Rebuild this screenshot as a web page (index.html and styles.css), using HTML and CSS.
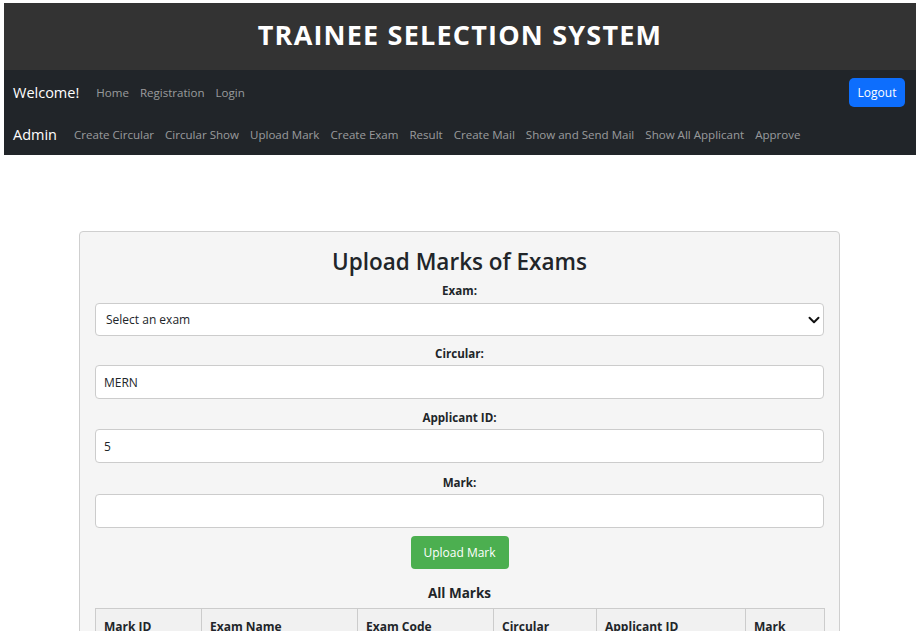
FILE: index.html
```html
<!DOCTYPE html>
<html lang="en">
<head>
<meta charset="utf-8">
<title>Trainee Selection System</title>
<link rel="stylesheet" href="styles.css">
</head>
<body>
<div class="page">
  <header class="site-header">
    <h1 class="site-title">TRAINEE SELECTION SYSTEM</h1>
  </header>
  <nav class="navbar">
    <div class="nav-row">
      <span class="brand">Welcome!</span>
      <ul class="nav-links">
        <li><a href="#">Home</a></li>
        <li><a href="#">Registration</a></li>
        <li><a href="#">Login</a></li>
      </ul>
      <button class="btn-logout" type="button">Logout</button>
    </div>
    <div class="nav-row">
      <span class="brand">Admin</span>
      <ul class="nav-links admin-links">
        <li><a href="#">Create Circular</a></li>
        <li><a href="#">Circular Show</a></li>
        <li><a href="#">Upload Mark</a></li>
        <li><a href="#">Create Exam</a></li>
        <li><a href="#">Result</a></li>
        <li><a href="#">Create Mail</a></li>
        <li><a href="#">Show and Send Mail</a></li>
        <li><a href="#">Show All Applicant</a></li>
        <li><a href="#">Approve</a></li>
      </ul>
    </div>
  </nav>

  <main class="content">
    <section class="card">
      <h2 class="card-title">Upload Marks of Exams</h2>
      <form class="mark-form">
        <label class="field-label">Exam:</label>
        <div class="select-wrap">
          <select class="field-input field-select">
            <option>Select an exam</option>
          </select>
          <svg class="select-arrow" width="12" height="12" viewBox="0 0 16 16"><path d="M2 5l6 6 6-6" fill="none" stroke="#111" stroke-width="2.6" stroke-linecap="round" stroke-linejoin="round"/></svg>
        </div>
        <label class="field-label">Circular:</label>
        <input class="field-input" type="text" value="MERN">
        <label class="field-label tight">Applicant ID:</label>
        <input class="field-input" type="text" value="5">
        <label class="field-label">Mark:</label>
        <input class="field-input" type="text" value="">
        <div class="btn-row">
          <button class="btn-upload" type="button">Upload Mark</button>
        </div>
      </form>
      <h3 class="table-title">All Marks</h3>
      <table class="marks-table">
        <thead>
          <tr>
            <th class="c1">Mark ID</th>
            <th class="c2">Exam Name</th>
            <th class="c3">Exam Code</th>
            <th class="c4">Circular</th>
            <th class="c5">Applicant ID</th>
            <th class="c6">Mark</th>
          </tr>
        </thead>
      </table>
    </section>
  </main>
</div>
</body>
</html>
```

FILE: styles.css
```css
* { box-sizing: border-box; }
html, body { margin: 0; padding: 0; background: #fff; }
body {
  font-family: "Open Sans", "Noto Sans", sans-serif;
  color: #212529;
  overflow: hidden;
}
.page { padding: 3px 7px 0 4px; }

.site-header {
  background: #333333;
  height: 67px;
  display: flex;
  align-items: center;
  justify-content: center;
  padding-bottom: 4px;
}
.site-title {
  margin: 0;
  color: #fff;
  font-size: 27px;
  font-weight: 700;
  letter-spacing: 1.2px;
  line-height: 1;
}

.navbar { background: #212529; }
.nav-row {
  height: 42px;
  display: flex;
  align-items: center;
  padding: 0 11px 0 9px;
}
.nav-row:first-child { height: 43px; padding-top: 2px; }
.brand {
  color: #fff;
  font-size: 14.5px;
  margin-right: 11.5px;
}
.nav-links {
  list-style: none;
  margin: 0;
  padding: 0;
  display: flex;
}
.nav-links a {
  display: block;
  padding: 0 5.5px;
  color: rgba(255,255,255,0.55);
  text-decoration: none;
  font-size: 11.55px;
}
.btn-logout {
  margin-left: auto;
  background: #0d6efd;
  color: #fff;
  border: 0;
  border-radius: 5px;
  width: 56px;
  height: 29px;
  font-family: inherit;
  font-size: 12px;
  padding: 0;
}

.content { padding: 76px 0 0 75px; }
.card {
  width: 761px;
  background: #f5f5f5;
  border: 1px solid #cfcfcf;
  border-radius: 4px;
  padding: 16px 15px 0 15px;
  height: 420px;
}
.card-title {
  margin: 0;
  text-align: center;
  font-size: 22.5px;
  font-weight: 600;
  line-height: 28px;
}
.mark-form { display: flex; flex-direction: column; }
.field-label {
  display: block;
  text-align: center;
  font-weight: 700;
  font-size: 11.6px;
  line-height: 18px;
  margin: 11px 0 2px;
}
.field-label.tight { margin-top: 10px; }
.field-label:first-child { margin-top: 6px; margin-bottom: 3px; }
.field-input {
  display: block;
  width: 100%;
  height: 34px;
  background: #fff;
  border: 1px solid #cccccc;
  border-radius: 4px;
  padding: 0 8px;
  font-family: inherit;
  font-size: 12px;
  color: #212529;
}
.select-wrap { position: relative; margin-bottom: -2px; }
.field-select {
  height: 33px;
  appearance: none;
  -webkit-appearance: none;
  padding-left: 10px;
}
.select-arrow {
  position: absolute;
  right: 4px;
  top: 11px;
}
.btn-row {
  display: flex;
  justify-content: center;
  margin-top: 8px;
}
.btn-upload {
  background: #4caf50;
  color: #fff;
  border: 0;
  border-radius: 4px;
  width: 98px;
  height: 33px;
  font-family: inherit;
  font-size: 12px;
  padding: 0;
}
.table-title {
  margin: 14px 0 5px;
  text-align: center;
  font-size: 13.5px;
  font-weight: 700;
  line-height: 20px;
}
.marks-table {
  width: 729px;
  border-collapse: collapse;
  table-layout: fixed;
}
.marks-table th {
  background: #f1f1f1;
  border: 1px solid #cccccc;
  text-align: left;
  font-size: 12px;
  font-weight: 700;
  padding: 9px 8px 8px;
  line-height: 18px;
  height: 40px;
  vertical-align: top;
}
.c1 { width: 106px; }
.c2 { width: 156px; }
.c3 { width: 136px; }
.c4 { width: 103px; }
.c5 { width: 149px; }
.c6 { width: 79px; }
```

========================================================================

— The problem —
Repeat the listing above exactly, with no pictures.

— Result of this exercise —
Rebuild this screenshot as a web page (index.html and styles.css), using HTML and CSS.
FILE: index.html
```html
<!DOCTYPE html>
<html lang="en">
<head>
<meta charset="utf-8">
<title>Trainee Selection System</title>
<link rel="stylesheet" href="styles.css">
</head>
<body>
<div class="page">
  <header class="site-header">
    <h1 class="site-title">TRAINEE SELECTION SYSTEM</h1>
  </header>
  <nav class="navbar">
    <div class="nav-row">
      <span class="brand">Welcome!</span>
      <ul class="nav-links">
        <li><a href="#">Home</a></li>
        <li><a href="#">Registration</a></li>
        <li><a href="#">Login</a></li>
      </ul>
      <button class="btn-logout" type="button">Logout</button>
    </div>
    <div class="nav-row">
      <span class="brand">Admin</span>
      <ul class="nav-links admin-links">
        <li><a href="#">Create Circular</a></li>
        <li><a href="#">Circular Show</a></li>
        <li><a href="#">Upload Mark</a></li>
        <li><a href="#">Create Exam</a></li>
        <li><a href="#">Result</a></li>
        <li><a href="#">Create Mail</a></li>
        <li><a href="#">Show and Send Mail</a></li>
        <li><a href="#">Show All Applicant</a></li>
        <li><a href="#">Approve</a></li>
      </ul>
    </div>
  </nav>

  <main class="content">
    <section class="card">
      <h2 class="card-title">Upload Marks of Exams</h2>
      <form class="mark-form">
        <label class="field-label">Exam:</label>
        <div class="select-wrap">
          <select class="field-input field-select">
            <option>Select an exam</option>
          </select>
          <svg class="select-arrow" width="12" height="12" viewBox="0 0 16 16"><path d="M2 5l6 6 6-6" fill="none" stroke="#111" stroke-width="2.6" stroke-linecap="round" stroke-linejoin="round"/></svg>
        </div>
        <label class="field-label">Circular:</label>
        <input class="field-input" type="text" value="MERN">
        <label class="field-label tight">Applicant ID:</label>
        <input class="field-input" type="text" value="5">
        <label class="field-label">Mark:</label>
        <input class="field-input" type="text" value="">
        <div class="btn-row">
          <button class="btn-upload" type="button">Upload Mark</button>
        </div>
      </form>
      <h3 class="table-title">All Marks</h3>
      <table class="marks-table">
        <thead>
          <tr>
            <th class="c1">Mark ID</th>
            <th class="c2">Exam Name</th>
            <th class="c3">Exam Code</th>
            <th class="c4">Circular</th>
            <th class="c5">Applicant ID</th>
            <th class="c6">Mark</th>
          </tr>
        </thead>
      </table>
    </section>
  </main>
</div>
</body>
</html>
```

FILE: styles.css
```css
* { box-sizing: border-box; }
html, body { margin: 0; padding: 0; background: #fff; }
body {
  font-family: "Open Sans", "Noto Sans", sans-serif;
  color: #212529;
  overflow: hidden;
}
.page { padding: 3px 7px 0 4px; }

.site-header {
  background: #333333;
  height: 67px;
  display: flex;
  align-items: center;
  justify-content: center;
  padding-bottom: 4px;
}
.site-title {
  margin: 0;
  color: #fff;
  font-size: 27px;
  font-weight: 700;
  letter-spacing: 1.2px;
  line-height: 1;
}

.navbar { background: #212529; }
.nav-row {
  height: 42px;
  display: flex;
  align-items: center;
  padding: 0 11px 0 9px;
}
.nav-row:first-child { height: 43px; padding-top: 2px; }
.brand {
  color: #fff;
  font-size: 14.5px;
  margin-right: 11.5px;
}
.nav-links {
  list-style: none;
  margin: 0;
  padding: 0;
  display: flex;
}
.nav-links a {
  display: block;
  padding: 0 5.5px;
  color: rgba(255,255,255,0.55);
  text-decoration: none;
  font-size: 11.55px;
}
.btn-logout {
  margin-left: auto;
  background: #0d6efd;
  color: #fff;
  border: 0;
  border-radius: 5px;
  width: 56px;
  height: 29px;
  font-family: inherit;
  font-size: 12px;
  padding: 0;
}

.content { padding: 76px 0 0 75px; }
.card {
  width: 761px;
  background: #f5f5f5;
  border: 1px solid #cfcfcf;
  border-radius: 4px;
  padding: 16px 15px 0 15px;
  height: 420px;
}
.card-title {
  margin: 0;
  text-align: center;
  font-size: 22.5px;
  font-weight: 600;
  line-height: 28px;
}
.mark-form { display: flex; flex-direction: column; }
.field-label {
  display: block;
  text-align: center;
  font-weight: 700;
  font-size: 11.6px;
  line-height: 18px;
  margin: 11px 0 2px;
}
.field-label.tight { margin-top: 10px; }
.field-label:first-child { margin-top: 6px; margin-bottom: 3px; }
.field-input {
  display: block;
  width: 100%;
  height: 34px;
  background: #fff;
  border: 1px solid #cccccc;
  border-radius: 4px;
  padding: 0 8px;
  font-family: inherit;
  font-size: 12px;
  color: #212529;
}
.select-wrap { position: relative; margin-bottom: -2px; }
.field-select {
  height: 33px;
  appearance: none;
  -webkit-appearance: none;
  padding-left: 10px;
}
.select-arrow {
  position: absolute;
  right: 4px;
  top: 11px;
}
.btn-row {
  display: flex;
  justify-content: center;
  margin-top: 8px;
}
.btn-upload {
  background: #4caf50;
  color: #fff;
  border: 0;
  border-radius: 4px;
  width: 98px;
  height: 33px;
  font-family: inherit;
  font-size: 12px;
  padding: 0;
}
.table-title {
  margin: 14px 0 5px;
  text-align: center;
  font-size: 13.5px;
  font-weight: 700;
  line-height: 20px;
}
.marks-table {
  width: 729px;
  border-collapse: collapse;
  table-layout: fixed;
}
.marks-table th {
  background: #f1f1f1;
  border: 1px solid #cccccc;
  text-align: left;
  font-size: 12px;
  font-weight: 700;
  padding: 9px 8px 8px;
  line-height: 18px;
  height: 40px;
  vertical-align: top;
}
.c1 { width: 106px; }
.c2 { width: 156px; }
.c3 { width: 136px; }
.c4 { width: 103px; }
.c5 { width: 149px; }
.c6 { width: 79px; }
```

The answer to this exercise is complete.